What the task requires:
Leaving out the pictures, retype all the material exactly.

Given information:
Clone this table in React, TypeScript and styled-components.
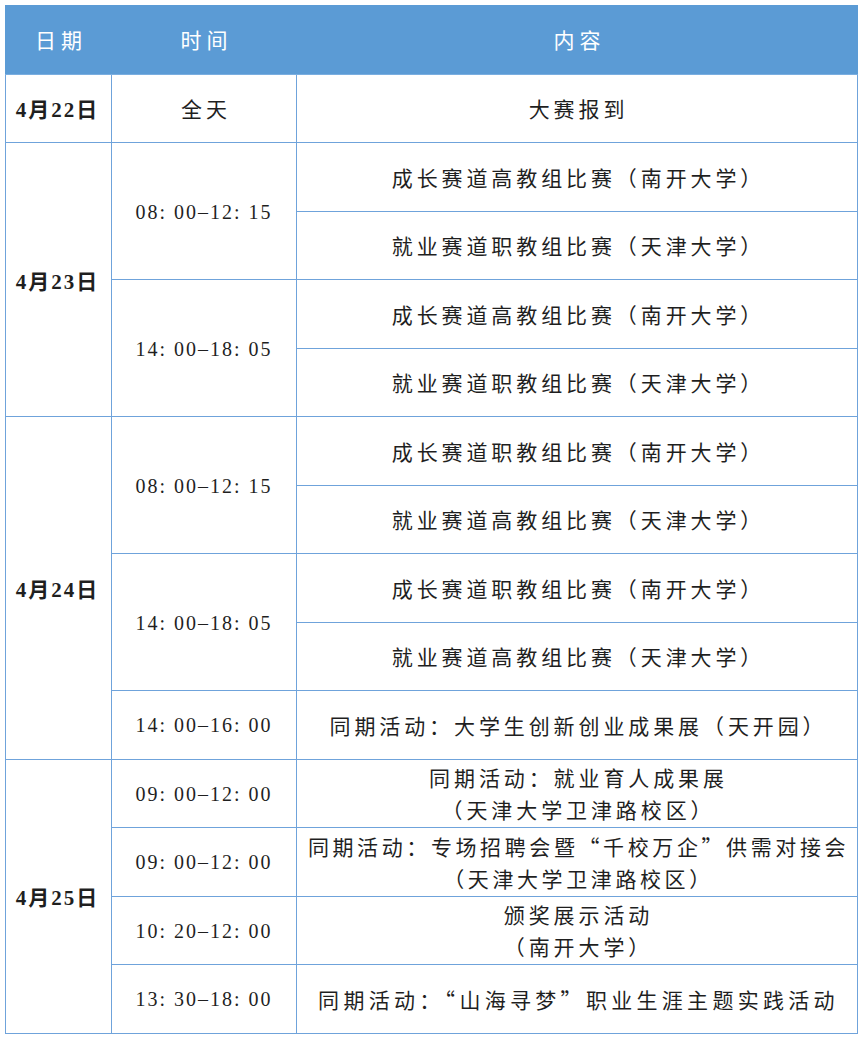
import React from "react";
import styled, { createGlobalStyle } from "styled-components";

const Global = createGlobalStyle`
  html, body { margin: 0; padding: 0; background: #ffffff; }
  body { font-family: "Liberation Serif", "Noto Sans CJK SC", serif; }
`;

const Page = styled.div`
  padding: 5px 0 0 5px;
`;

const Table = styled.table`
  width: 852px;
  border-collapse: collapse;
  table-layout: fixed;
  border: 1px solid #6fa3db;
  color: #1f1f1f;
`;

const Row = styled.tr`
  height: 68.5px;
`;

const HeadCell = styled.th`
  background: #5b9bd5;
  color: #ffffff;
  font-family: "Noto Sans CJK SC", sans-serif;
  font-weight: 400;
  font-size: 21px;
  letter-spacing: 5px;
  text-align: center;
  padding: 0 0 1px 5px;
  border: 1px solid #5b9bd5;
  border-bottom-color: #7aaee0;
`;

const Cell = styled.td`
  border: 1px solid #6fa3db;
  text-align: center;
  vertical-align: middle;
  padding: 0;
`;

const DateCell = styled(Cell)`
  font-family: "Liberation Serif", "Noto Sans CJK SC", serif;
  font-weight: 700;
  font-size: 21px;
  letter-spacing: 2px;
  padding-right: 2px;
`;

const TimeCell = styled(Cell)`
  font-family: "Liberation Serif", "Noto Sans CJK SC", serif;
  font-size: 20px;
  letter-spacing: 2px;
  padding-top: 2px;
`;

const WordCell = styled(Cell)`
  font-family: "Noto Sans CJK SC", sans-serif;
  font-weight: 400;
  font-size: 21px;
  letter-spacing: 4px;
  padding-left: 4px;
`;

const ContentCell = styled.td<{ $spacing?: number }>`
  border: 1px solid #6fa3db;
  text-align: center;
  vertical-align: middle;
  padding: 0 0 0 3px;
  font-family: "Noto Sans CJK SC", sans-serif;
  font-weight: 400;
  font-size: 21px;
  line-height: 32px;
  letter-spacing: ${(p) => p.$spacing ?? 3.9}px;
  white-space: nowrap;
`;

type Item = { time?: string; span?: number; text: React.ReactNode; spacing?: number };

const t0812 = "08: 00–12: 15";
const t1418 = "14: 00–18: 05";

const day23: Item[] = [
  { time: t0812, span: 2, text: "成长赛道高教组比赛（南开大学）" },
  { text: "就业赛道职教组比赛（天津大学）" },
  { time: t1418, span: 2, text: "成长赛道高教组比赛（南开大学）" },
  { text: "就业赛道职教组比赛（天津大学）" },
];

const day24: Item[] = [
  { time: t0812, span: 2, text: "成长赛道职教组比赛（南开大学）" },
  { text: "就业赛道高教组比赛（天津大学）" },
  { time: t1418, span: 2, text: "成长赛道职教组比赛（南开大学）" },
  { text: "就业赛道高教组比赛（天津大学）" },
  { time: "14: 00–16: 00", text: "同期活动：大学生创新创业成果展（天开园）" },
];

const day25: Item[] = [
  {
    time: "09: 00–12: 00",
    text: (
      <>
        同期活动：就业育人成果展
        <br />
        （天津大学卫津路校区）
      </>
    ),
  },
  {
    time: "09: 00–12: 00",
    spacing: 3.6,
    text: (
      <>
        同期活动：专场招聘会暨“千校万企”供需对接会
        <br />
        （天津大学卫津路校区）
      </>
    ),
  },
  {
    time: "10: 20–12: 00",
    text: (
      <>
        颁奖展示活动
        <br />
        （南开大学）
      </>
    ),
  },
  { time: "13: 30–18: 00", text: "同期活动：“山海寻梦”职业生涯主题实践活动", spacing: 4.3 },
];

function DayRows({ date, items }: { date: string; items: Item[] }) {
  return (
    <>
      {items.map((it, i) => (
        <Row key={i}>
          {i === 0 && <DateCell rowSpan={items.length}>{date}</DateCell>}
          {it.time && <TimeCell rowSpan={it.span ?? 1}>{it.time}</TimeCell>}
          <ContentCell $spacing={it.spacing}>{it.text}</ContentCell>
        </Row>
      ))}
    </>
  );
}

export default function App() {
  return (
    <Page lang="zh-CN">
      <Global />
      <Table>
        <colgroup>
          <col style={{ width: 106 }} />
          <col style={{ width: 185 }} />
          <col style={{ width: 561 }} />
        </colgroup>
        <thead>
          <Row>
            <HeadCell>日期</HeadCell>
            <HeadCell>时间</HeadCell>
            <HeadCell>内容</HeadCell>
          </Row>
        </thead>
        <tbody>
          <Row>
            <DateCell>4月22日</DateCell>
            <WordCell>全天</WordCell>
            <ContentCell>大赛报到</ContentCell>
          </Row>
          <DayRows date="4月23日" items={day23} />
          <DayRows date="4月24日" items={day24} />
          <DayRows date="4月25日" items={day25} />
        </tbody>
      </Table>
    </Page>
  );
}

Written reply:
Clone this table in React, TypeScript and styled-components.
import React from "react";
import styled, { createGlobalStyle } from "styled-components";

const Global = createGlobalStyle`
  html, body { margin: 0; padding: 0; background: #ffffff; }
  body { font-family: "Liberation Serif", "Noto Sans CJK SC", serif; }
`;

const Page = styled.div`
  padding: 5px 0 0 5px;
`;

const Table = styled.table`
  width: 852px;
  border-collapse: collapse;
  table-layout: fixed;
  border: 1px solid #6fa3db;
  color: #1f1f1f;
`;

const Row = styled.tr`
  height: 68.5px;
`;

const HeadCell = styled.th`
  background: #5b9bd5;
  color: #ffffff;
  font-family: "Noto Sans CJK SC", sans-serif;
  font-weight: 400;
  font-size: 21px;
  letter-spacing: 5px;
  text-align: center;
  padding: 0 0 1px 5px;
  border: 1px solid #5b9bd5;
  border-bottom-color: #7aaee0;
`;

const Cell = styled.td`
  border: 1px solid #6fa3db;
  text-align: center;
  vertical-align: middle;
  padding: 0;
`;

const DateCell = styled(Cell)`
  font-family: "Liberation Serif", "Noto Sans CJK SC", serif;
  font-weight: 700;
  font-size: 21px;
  letter-spacing: 2px;
  padding-right: 2px;
`;

const TimeCell = styled(Cell)`
  font-family: "Liberation Serif", "Noto Sans CJK SC", serif;
  font-size: 20px;
  letter-spacing: 2px;
  padding-top: 2px;
`;

const WordCell = styled(Cell)`
  font-family: "Noto Sans CJK SC", sans-serif;
  font-weight: 400;
  font-size: 21px;
  letter-spacing: 4px;
  padding-left: 4px;
`;

const ContentCell = styled.td<{ $spacing?: number }>`
  border: 1px solid #6fa3db;
  text-align: center;
  vertical-align: middle;
  padding: 0 0 0 3px;
  font-family: "Noto Sans CJK SC", sans-serif;
  font-weight: 400;
  font-size: 21px;
  line-height: 32px;
  letter-spacing: ${(p) => p.$spacing ?? 3.9}px;
  white-space: nowrap;
`;

type Item = { time?: string; span?: number; text: React.ReactNode; spacing?: number };

const t0812 = "08: 00–12: 15";
const t1418 = "14: 00–18: 05";

const day23: Item[] = [
  { time: t0812, span: 2, text: "成长赛道高教组比赛（南开大学）" },
  { text: "就业赛道职教组比赛（天津大学）" },
  { time: t1418, span: 2, text: "成长赛道高教组比赛（南开大学）" },
  { text: "就业赛道职教组比赛（天津大学）" },
];

const day24: Item[] = [
  { time: t0812, span: 2, text: "成长赛道职教组比赛（南开大学）" },
  { text: "就业赛道高教组比赛（天津大学）" },
  { time: t1418, span: 2, text: "成长赛道职教组比赛（南开大学）" },
  { text: "就业赛道高教组比赛（天津大学）" },
  { time: "14: 00–16: 00", text: "同期活动：大学生创新创业成果展（天开园）" },
];

const day25: Item[] = [
  {
    time: "09: 00–12: 00",
    text: (
      <>
        同期活动：就业育人成果展
        <br />
        （天津大学卫津路校区）
      </>
    ),
  },
  {
    time: "09: 00–12: 00",
    spacing: 3.6,
    text: (
      <>
        同期活动：专场招聘会暨“千校万企”供需对接会
        <br />
        （天津大学卫津路校区）
      </>
    ),
  },
  {
    time: "10: 20–12: 00",
    text: (
      <>
        颁奖展示活动
        <br />
        （南开大学）
      </>
    ),
  },
  { time: "13: 30–18: 00", text: "同期活动：“山海寻梦”职业生涯主题实践活动", spacing: 4.3 },
];

function DayRows({ date, items }: { date: string; items: Item[] }) {
  return (
    <>
      {items.map((it, i) => (
        <Row key={i}>
          {i === 0 && <DateCell rowSpan={items.length}>{date}</DateCell>}
          {it.time && <TimeCell rowSpan={it.span ?? 1}>{it.time}</TimeCell>}
          <ContentCell $spacing={it.spacing}>{it.text}</ContentCell>
        </Row>
      ))}
    </>
  );
}

export default function App() {
  return (
    <Page lang="zh-CN">
      <Global />
      <Table>
        <colgroup>
          <col style={{ width: 106 }} />
          <col style={{ width: 185 }} />
          <col style={{ width: 561 }} />
        </colgroup>
        <thead>
          <Row>
            <HeadCell>日期</HeadCell>
            <HeadCell>时间</HeadCell>
            <HeadCell>内容</HeadCell>
          </Row>
        </thead>
        <tbody>
          <Row>
            <DateCell>4月22日</DateCell>
            <WordCell>全天</WordCell>
            <ContentCell>大赛报到</ContentCell>
          </Row>
          <DayRows date="4月23日" items={day23} />
          <DayRows date="4月24日" items={day24} />
          <DayRows date="4月25日" items={day25} />
        </tbody>
      </Table>
    </Page>
  );
}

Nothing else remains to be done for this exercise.